Loan Approval: Behind Closed Doors

July 27th, 2009

After meeting with you, if they liked you, trusted you, believed in you, and thought that your deal has a snowball’s chance in Haiti, they’ll begin selling the deal up their organization. Keep in mind that your lender is working for you at this point; they’re your salesperson to the rest of their organization. Think of them as such and treat them accordingly.

With large lenders, loan approvals will require that your package will go to a central credit department, in smaller organizations most of the work will be handled by your loan officer. They’ll suggest an appropriate structure and pricing for the deal, and others involved in the decision will either approve, decline, or suggest further follow-up.

Most lending decisions are made by at least two people and often by a credit committee. For example, a lender together with their boss might be able to approve loans of up to $500,000. Together with the approval of the next senior level executive, they could approve loans of up to $1,000,000. Larger loans would require committee approval.
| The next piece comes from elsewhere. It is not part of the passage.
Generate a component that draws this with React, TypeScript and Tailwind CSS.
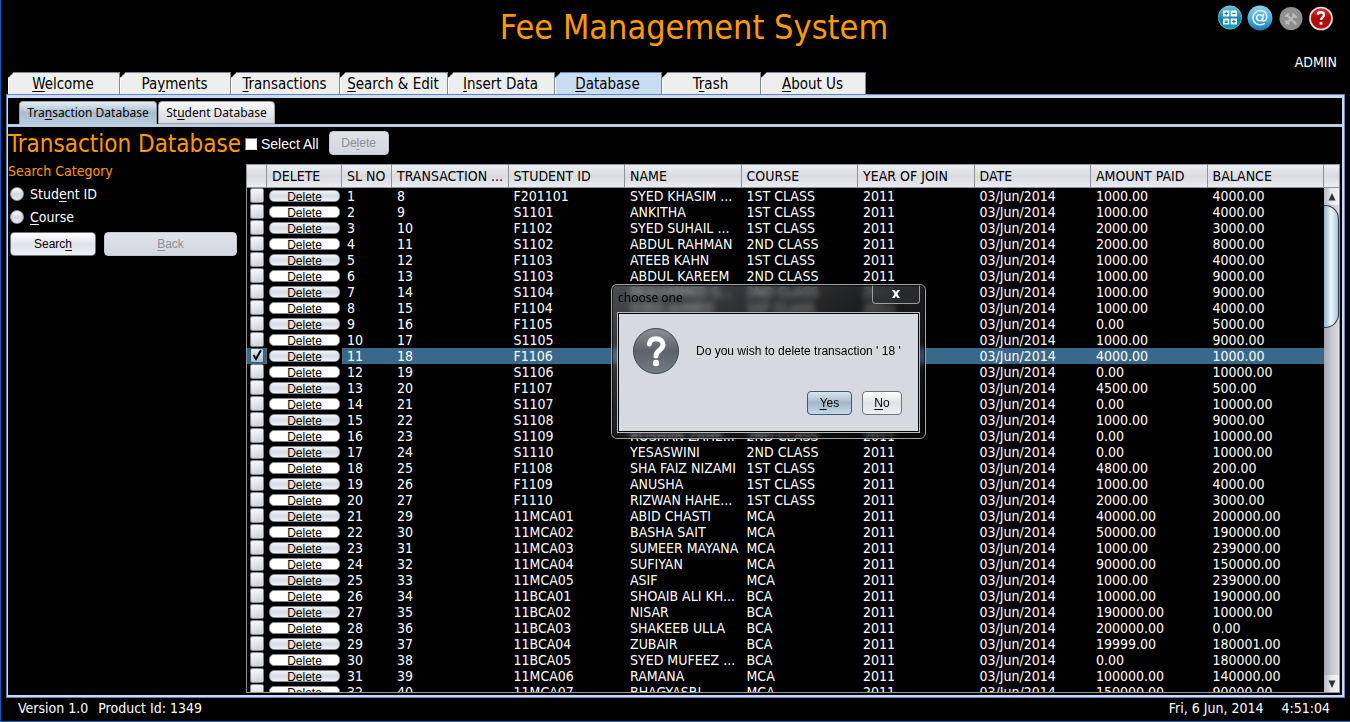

Loan provisions are negotiable

If your loan is approved, the lender will issue a formal or informal commitment letter that spells out the pricing and structure of the loan. If you choose to negotiate (you can and we explain what and how in the Finding Money ebook) your lender will probably have to go back to the people who approved the initial deal, and obtain their permission to make changes. Once the deal is done the paperwork will be processed and a closing date will be set.

If your loan is declined, be sure to ask for reasons and for suggestions on how your request could have been stronger. At least you’ll have learned something about how to strengthen your pitch for the next lender. But don’t give up, sometimes you and the lender will be able to come up with a creative solution to their concerns such as adding a guarantor or additional collateral, but a reversal is rare.